Stapleton is a small unincorporated community in northern Baldwin County, Alabama, United States, with a population of 519.. It is part of the Daphne-Fairhope-Foley metropolitan area. Stapleton lies along U.S. Route 31 and State Route 59 and has been considered for incorporation within the cities of Loxley and Bay Minette. There is a bluegrass music festival held at Stapleton Elementary School every fall. There are about 250 students at the school that runs from Pre-K to the 6th grade.

Demographics

History 
The first post office in the town of Canby, as Stapleton was then known, was established in 1895. Later, the Hamm brothers of Chicago, IL convinced the Louisville and Nashville Railroad (L&N) to build a subsidiary line between Bay Minette and Foley. By 1905 this spur called the Bay Minette & Fort Morgan Railroad had penetrated the thirty-seven miles of dense Baldwin County pine forests with the town of Canby lying along the route. Shortly afterwards the town's name was changed to honor W. D. Stapleton, the man who was instrumental in getting a railroad depot for their town.

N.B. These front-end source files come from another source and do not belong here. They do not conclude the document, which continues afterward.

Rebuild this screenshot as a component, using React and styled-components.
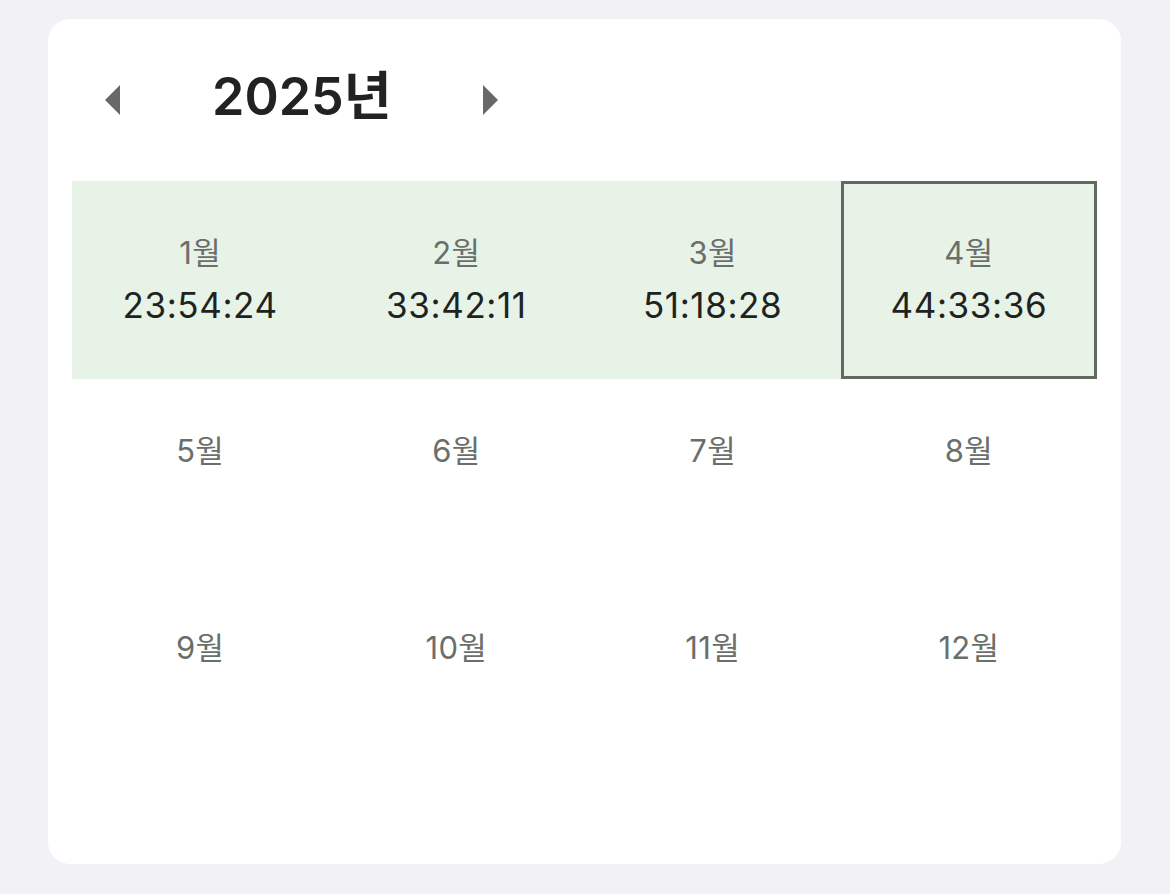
import React from "react"
import styled, { createGlobalStyle } from "styled-components"

const GlobalStyle = createGlobalStyle`
   html, body {
      margin: 0;
      padding: 0;
      background-color: #f2f1f6;
      font-family: "Inter", "Noto Sans CJK KR", sans-serif;
   }
`

const Page = styled.div`
   padding: 19px 49px 30px 48px;
`

const Card = styled.div`
   background-color: white;
   border-radius: 22px;
   padding: 0 24px 90px;
`

const Header = styled.div`
   height: 162px;
   box-sizing: border-box;
   padding: 0 0 6px 33px;
   display: flex;
   align-items: center;
`

const ArrowButton = styled.button`
   border: 0;
   background: none;
   padding: 0;
   width: 15px;
   height: 30px;
   display: flex;
   cursor: pointer;
   margin-top: 6px;
`

const Title = styled.h1`
   margin: 0 91px 0 92px;
   font-size: 52px;
   line-height: 60px;
   font-weight: 600;
   color: #222222;
   letter-spacing: 0;
`

const MonthGrid = styled.div`
   display: grid;
   grid-template-columns: repeat(4, 1fr);
   grid-auto-rows: 197.5px;
`

const MonthCell = styled.div`
   box-sizing: border-box;
   display: flex;
   flex-direction: column;
   align-items: center;
   padding-top: ${(p) => (p.$selected ? "49px" : "52px")};
   background-color: ${(p) => (p.$hasData ? "#e8f3e8" : "transparent")};
   border: ${(p) => (p.$selected ? "3px solid #646864" : "0")};
`

const MonthLabel = styled.div`
   font-size: 31px;
   line-height: 40px;
   color: #6b6f6b;
   letter-spacing: 0.3px;
`

const MonthTime = styled.div`
   margin-top: 12px;
   font-size: 35px;
   line-height: 40px;
   color: #1f231f;
   letter-spacing: 0.6px;
`

const Triangle = ({ dir }) => (
   <svg width="15" height="30" viewBox="0 0 15 30">
      {dir === "left" ? (
         <polygon points="15,0 15,30 0,15" fill="#686868" />
      ) : (
         <polygon points="0,0 0,30 15,15" fill="#686868" />
      )}
   </svg>
)

const times = {
   1: "23:54:24",
   2: "33:42:11",
   3: "51:18:28",
   4: "44:33:36",
}

const App = () => {
   const months = Array.from({ length: 12 }, (_, i) => i + 1)
   return (
      <Page>
         <GlobalStyle />
         <Card>
            <Header>
               <ArrowButton aria-label="이전 해">
                  <Triangle dir="left" />
               </ArrowButton>
               <Title>2025년</Title>
               <ArrowButton aria-label="다음 해">
                  <Triangle dir="right" />
               </ArrowButton>
            </Header>
            <MonthGrid>
               {months.map((m) => (
                  <MonthCell key={m} $hasData={!!times[m]} $selected={m === 4}>
                     <MonthLabel>{m}월</MonthLabel>
                     {times[m] && <MonthTime>{times[m]}</MonthTime>}
                  </MonthCell>
               ))}
            </MonthGrid>
         </Card>
      </Page>
   )
}

export default App
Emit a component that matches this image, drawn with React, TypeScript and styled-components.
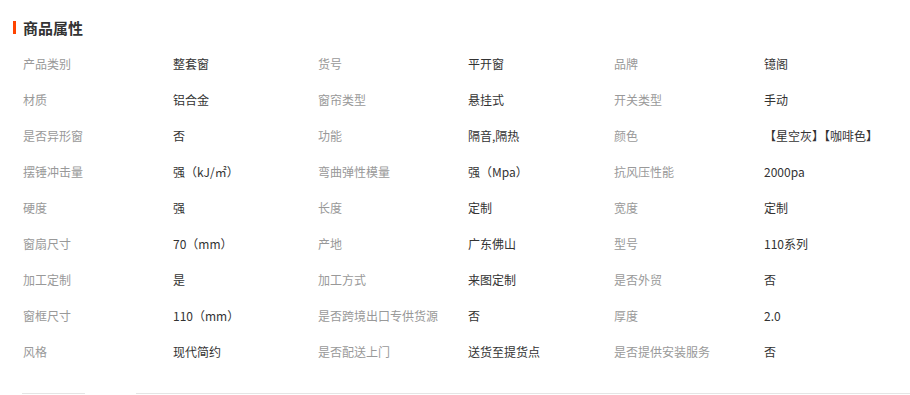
import styled, { createGlobalStyle } from 'styled-components';

const GlobalStyle = createGlobalStyle`
  body {
    margin: 0;
    background: #fff;
    font-family: "Noto Sans CJK SC", "Liberation Sans", sans-serif;
  }
`;

const attrs: [string, string][] = [
  ['产品类别', '整套窗'],
  ['货号', '平开窗'],
  ['品牌', '镱阁'],
  ['材质', '铝合金'],
  ['窗帘类型', '悬挂式'],
  ['开关类型', '手动'],
  ['是否异形窗', '否'],
  ['功能', '隔音,隔热'],
  ['颜色', '【星空灰】【咖啡色】'],
  ['摆锤冲击量', '强（kJ/㎡）'],
  ['弯曲弹性模量', '强（Mpa）'],
  ['抗风压性能', '2000pa'],
  ['硬度', '强'],
  ['长度', '定制'],
  ['宽度', '定制'],
  ['窗扇尺寸', '70（mm）'],
  ['产地', '广东佛山'],
  ['型号', '110系列'],
  ['加工定制', '是'],
  ['加工方式', '来图定制'],
  ['是否外贸', '否'],
  ['窗框尺寸', '110（mm）'],
  ['是否跨境出口专供货源', '否'],
  ['厚度', '2.0'],
  ['风格', '现代简约'],
  ['是否配送上门', '送货至提货点'],
  ['是否提供安装服务', '否'],
];

const App = () => {
  return (
    <Page>
      <GlobalStyle />
      <Title>商品属性</Title>
      <AttrGrid>
        {attrs.map(([label, value]) => (
          <Pair key={label}>
            <Label>{label}</Label>
            <Value>{value}</Value>
          </Pair>
        ))}
      </AttrGrid>
      <Tabs>
        <TabLine $width={63} />
        <TabLine $grow />
      </Tabs>
    </Page>
  );
};

export default App;

const Page = styled.div`
  width: 910px;
  height: 395px;
  overflow: hidden;
  padding-top: 19px;
  box-sizing: border-box;
`;

const Title = styled.h2`
  position: relative;
  margin: 0 0 8px 23px;
  font-size: 15px;
  line-height: 18px;
  font-weight: bold;
  color: #333;

  &::before {
    content: '';
    position: absolute;
    left: -10px;
    top: 2px;
    width: 3px;
    height: 13px;
    background: #ff4400;
  }
`;

const AttrGrid = styled.div`
  display: grid;
  grid-template-columns: 295px 296px 1fr;
  padding-left: 23px;
`;

const Pair = styled.div`
  display: grid;
  grid-template-columns: 150px 1fr;
  height: 36px;
  align-items: center;
  font-size: 12px;
`;

const Label = styled.span`
  color: #999;
  white-space: nowrap;
`;

const Value = styled.span`
  color: #333;
  white-space: nowrap;
`;

const Tabs = styled.div`
  display: flex;
  gap: 51px;
  margin-top: 24px;
  padding-left: 22px;
`;

const TabLine = styled.div<{ $width?: number; $grow?: boolean }>`
  height: 1px;
  background: #e5e5e5;
  width: ${({ $width }) => ($width ? `${$width}px` : 'auto')};
  flex: ${({ $grow }) => ($grow ? 1 : 'none')};
`;
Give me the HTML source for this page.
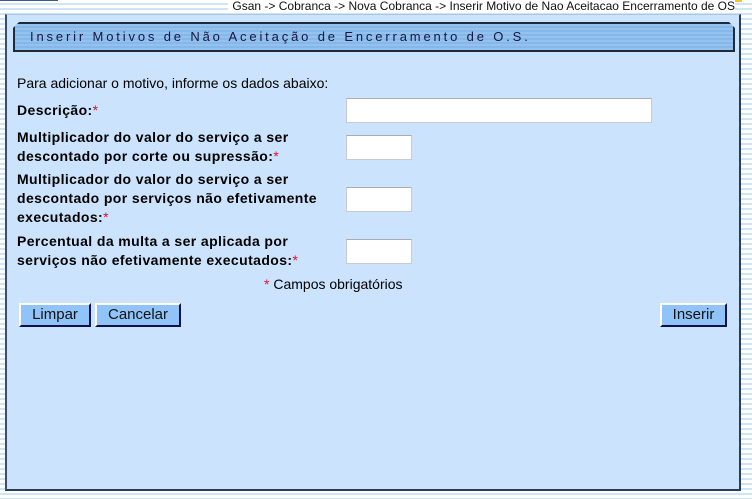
<!DOCTYPE html>
<html><head><meta charset="utf-8"><style>
*{margin:0;padding:0;box-sizing:border-box}
body{width:752px;height:499px;overflow:hidden;position:relative;font-family:"Liberation Sans",Arial,sans-serif;
background:repeating-linear-gradient(to bottom,#ffffff 0 3px,#cfe5f6 3px 5px);}
.bc{position:absolute;right:17px;top:-1px;font-size:12px;color:#111;background:#fff;padding-left:4px;line-height:14px}
.orange{position:absolute;left:560px;top:0;width:182px;height:2px;background:#f7c22b}
.tl{position:absolute;left:0;top:0;width:58px;height:1px;background:#3c5a8a}
.panel{position:absolute;left:5px;top:14px;width:736px;height:477px;background:#cbe3fc;border:2px solid #2b3d55;border-top:1px solid #a9c6e3;border-left-color:#3a4e6a}
.hdr{position:absolute;left:13px;top:22px;width:722px;height:30px;border:2px solid #1f2a3a;
background:repeating-linear-gradient(to bottom,#93c2ef 0 2px,#86b7e8 2px 4px);
clip-path:polygon(6px 0,calc(100% - 6px) 0,100% 6px,100% 100%,0 100%,0 6px);}
.hdr span{position:absolute;left:15px;top:5px;font-size:13px;letter-spacing:2.85px;color:#16163f}
.t{position:absolute;font-size:14px;color:#000;line-height:19px}
b{font-weight:bold;letter-spacing:0.4px}
.r{color:#e0102a}
.in{position:absolute;background:#fff;border:1px solid #c8ccd2;border-top-color:#a9adb3}
.btn{position:absolute;height:24px;background:#90c4f8;border:2px solid;border-color:#fff #12124a #12124a #fff;font-size:15px;color:#111;text-align:center;line-height:20px}
</style></head><body>
<div class="tl"></div><div class="orange"></div>
<div class="bc">Gsan -&gt; Cobranca -&gt; Nova Cobranca -&gt; Inserir Motivo de Nao Aceitacao Encerramento de OS</div>
<div class="panel"></div>
<div class="hdr"><span>Inserir Motivos de Não Aceitação de Encerramento de O.S.</span></div>
<div class="t" style="left:17px;top:74px">Para adicionar o motivo, informe os dados abaixo:</div>
<div class="t" style="left:17px;top:101px"><b>Descrição:</b><span class="r">*</span></div>
<div class="t" style="left:17px;top:128px"><b>Multiplicador do valor do serviço a ser<br>descontado por corte ou supressão:</b><span class="r">*</span></div>
<div class="t" style="left:17px;top:170px"><b>Multiplicador do valor do serviço a ser<br>descontado por serviços não efetivamente<br>executados:</b><span class="r">*</span></div>
<div class="t" style="left:17px;top:232px"><b>Percentual da multa a ser aplicada por<br>serviços não efetivamente executados:</b><span class="r">*</span></div>
<div class="in" style="left:346px;top:98px;width:306px;height:25px"></div>
<div class="in" style="left:346px;top:135px;width:66px;height:25px"></div>
<div class="in" style="left:346px;top:187px;width:66px;height:25px"></div>
<div class="in" style="left:346px;top:239px;width:66px;height:25px"></div>
<div class="t" style="left:264px;top:275px"><span class="r">*</span> Campos obrigatórios</div>
<div class="btn" style="left:19px;top:303px;width:72px">Limpar</div>
<div class="btn" style="left:95px;top:303px;width:86px">Cancelar</div>
<div class="btn" style="left:660px;top:303px;width:67px">Inserir</div>
</body></html>
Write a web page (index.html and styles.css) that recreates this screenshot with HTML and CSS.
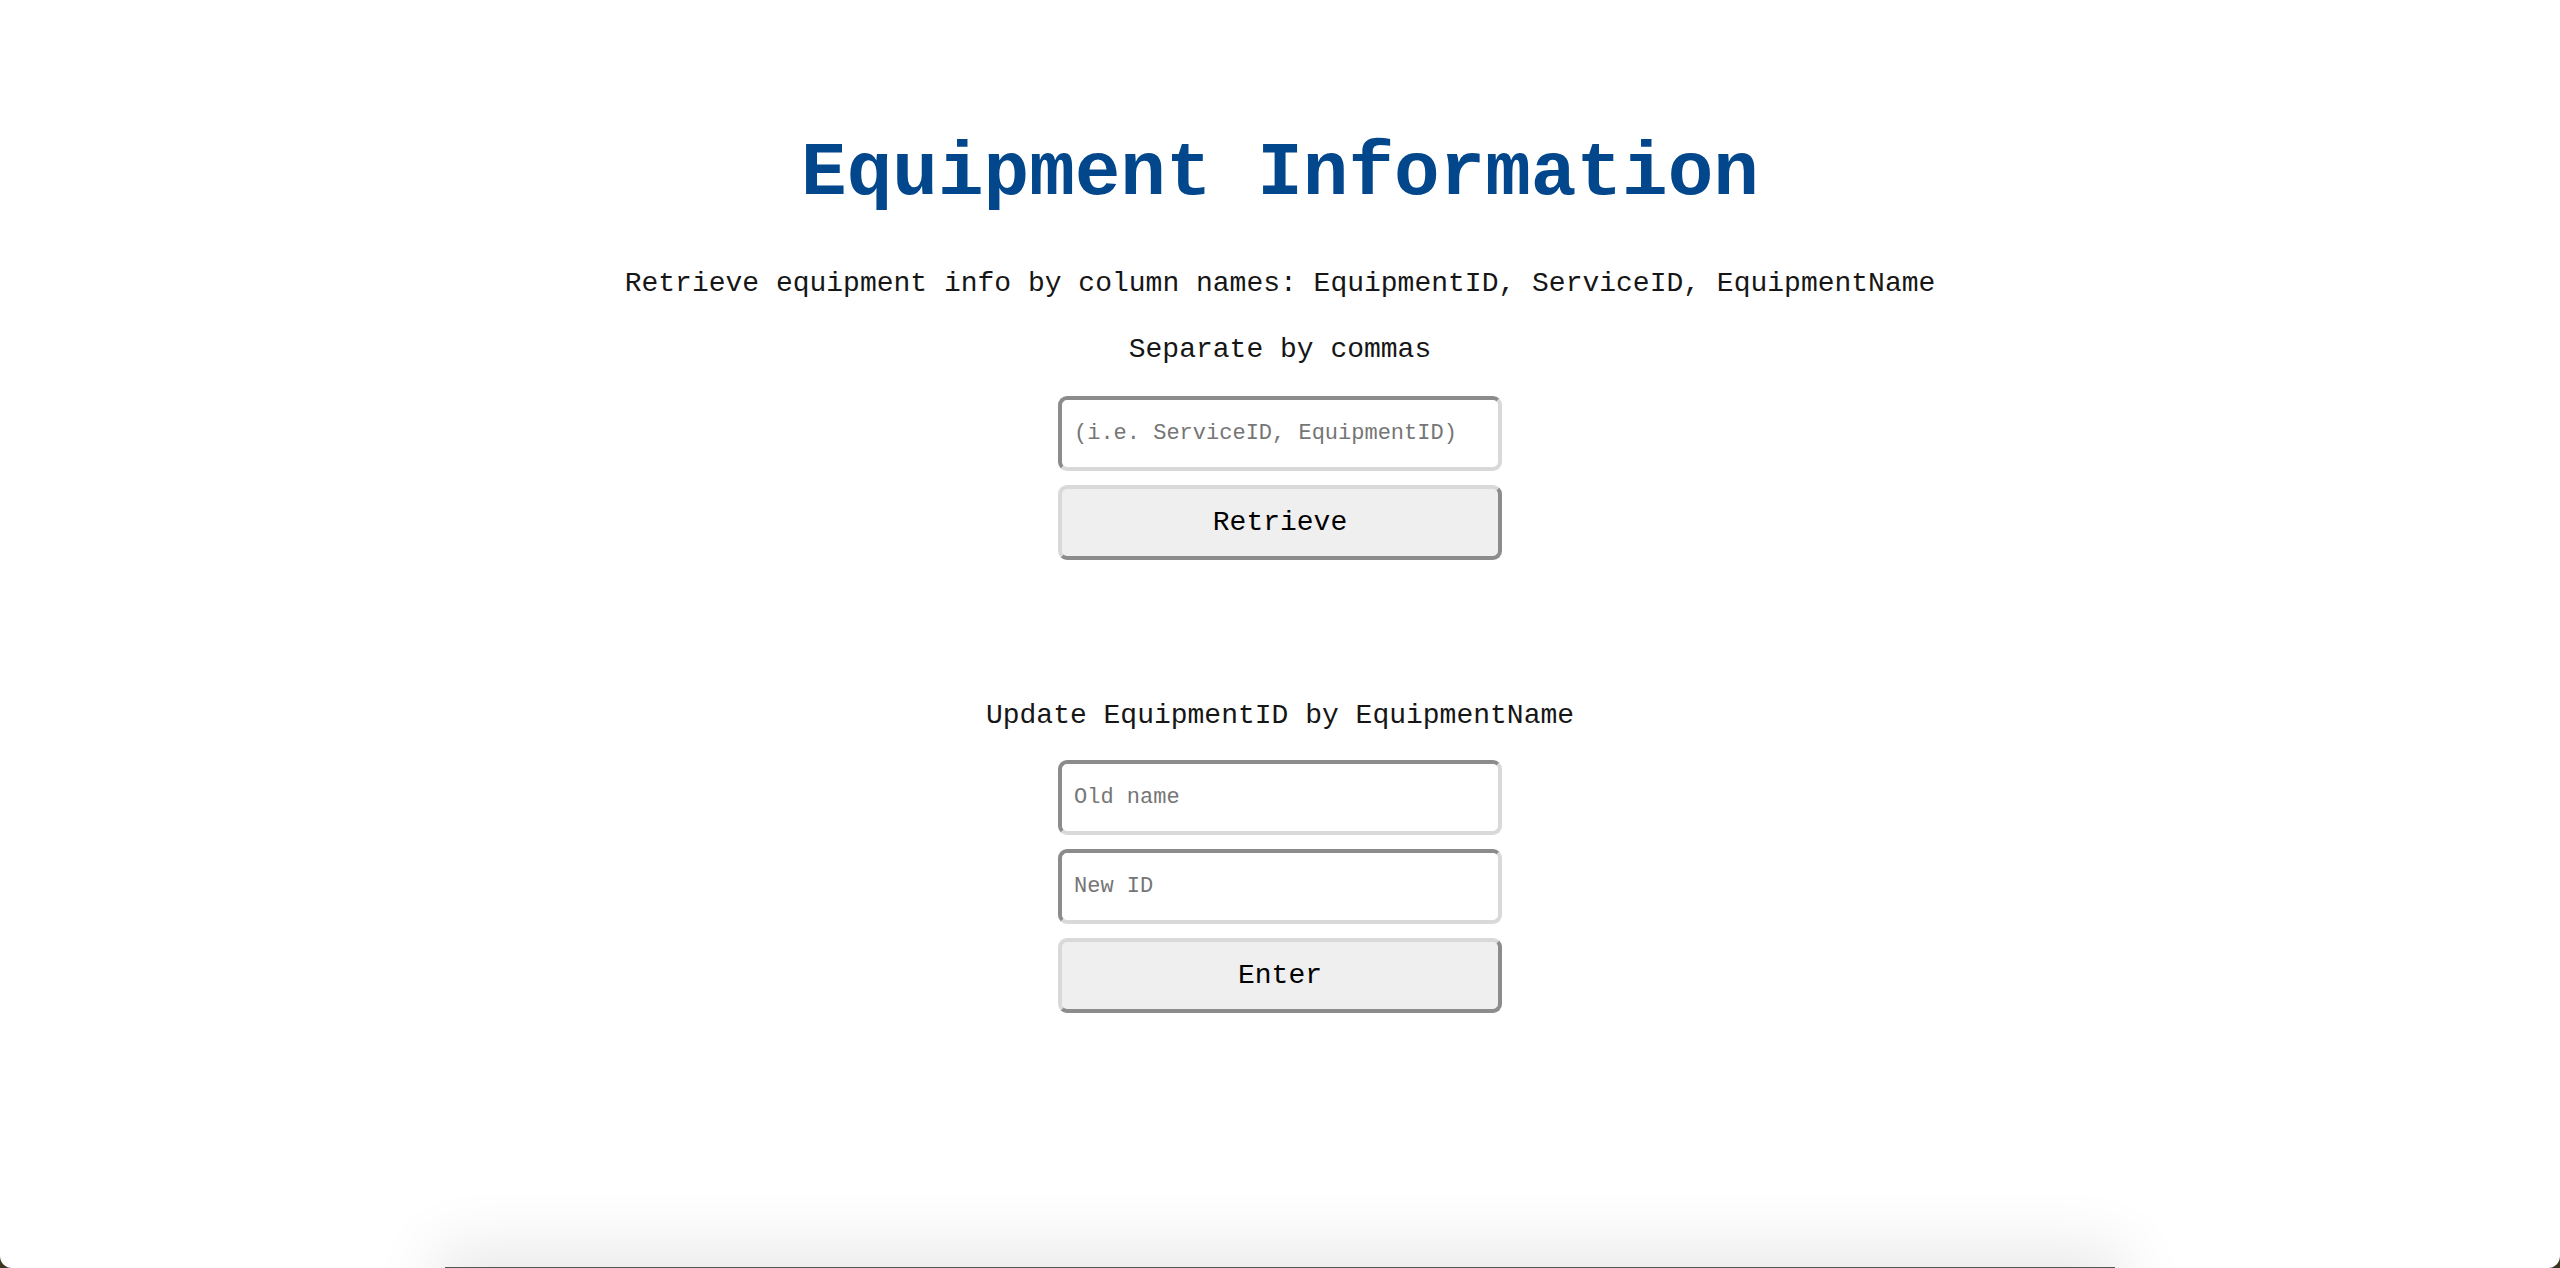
FILE: index.html
```html
<!DOCTYPE html>
<html lang="en">
<head>
<meta charset="utf-8">
<title>Equipment Information</title>
<link rel="stylesheet" href="styles.css">
</head>
<body>
<div class="window">
  <main class="page">
    <h1 class="title">Equipment Information</h1>
    <p class="text first">Retrieve equipment info by column names: EquipmentID, ServiceID, EquipmentName</p>
    <p class="text second">Separate by commas</p>
    <form class="form">
      <input class="field" type="text" placeholder="(i.e. ServiceID, EquipmentID)">
      <button class="btn" type="button">Retrieve</button>
    </form>
    <p class="text update">Update EquipmentID by EquipmentName</p>
    <form class="form form-update">
      <input class="field" type="text" placeholder="Old name">
      <input class="field" type="text" placeholder="New ID">
      <button class="btn" type="button">Enter</button>
    </form>
    <div class="results"></div>
  </main>
</div>
</body>
</html>
```

FILE: styles.css
```css
html, body {
  margin: 0;
  padding: 0;
  height: 1268px;
  overflow: hidden;
  background: #3b3421;
}

.window {
  height: 1268px;
  background: #ffffff;
  border-radius: 0 0 12px 12px;
  overflow: hidden;
}

.page {
  display: flex;
  flex-direction: column;
  align-items: center;
  font-family: "Liberation Mono", "DejaVu Sans Mono", monospace;
  color: #161616;
}

.title {
  margin: 129px 0 0;
  font-family: "Liberation Mono", "Courier New", monospace;
  font-weight: bold;
  font-size: 76px;
  line-height: 90px;
  color: #02468c;
}

.text {
  margin: 0;
  font-size: 28px;
  line-height: 34px;
}

.first { margin-top: 48px; }
.second { margin-top: 32px; }
.update { margin-top: 139px; }

.form {
  display: flex;
  flex-direction: column;
  gap: 14px;
  margin-top: 29px;
}

.form-update { margin-top: 27px; }

.field,
.btn {
  box-sizing: border-box;
  width: 444px;
  height: 75px;
  border-width: 4px;
  border-style: solid;
  border-radius: 9px;
  font-family: "Liberation Mono", "DejaVu Sans Mono", monospace;
  margin: 0;
}

.field {
  padding: 0 12px;
  font-size: 22px;
  background: #ffffff;
  border-color: #8c8c8c #d9d9d9 #d9d9d9 #8c8c8c;
  color: #222;
  outline: none;
}

.field::placeholder {
  color: #767676;
}

.btn {
  font-size: 28px;
  color: #000;
  background: #efefef;
  border-color: #d9d9d9 #8c8c8c #8c8c8c #d9d9d9;
  padding: 0;
}

.results {
  margin-top: 254px;
  width: 1670px;
  height: 200px;
  border-top: 2px solid #555;
  box-shadow: 0 -10px 60px 10px rgba(0, 0, 0, 0.09);
  background: #fff;
}
```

The railroad  was important to the local economy and early on the trains passed through Stapleton several times a day as they made their way to the southern end of the county and back.  Highway traffic also picked up as of 1936 when the only paved road in Baldwin County, other than a small strip in Bay Minette going from the courthouse to the railroad, was the stretch of US 31 coming in from Atmore and ending at Stapleton.  By the 1970s the train traffic had slowed to at most one train making the down and back trip each day. Now the train tracks are completely gone.

Education
Stapleton is zoned to schools in the Baldwin County Public Schools. Stapleton Elementary School serves Pre-K through 6th grade. Grades 7 through 8 attend Bay Minette Middle School. Grades 9 through 12 are zoned to Baldwin County High School. The students can participate in band starting in sixth grade, but are also exposed to many other opportunities at their after school program.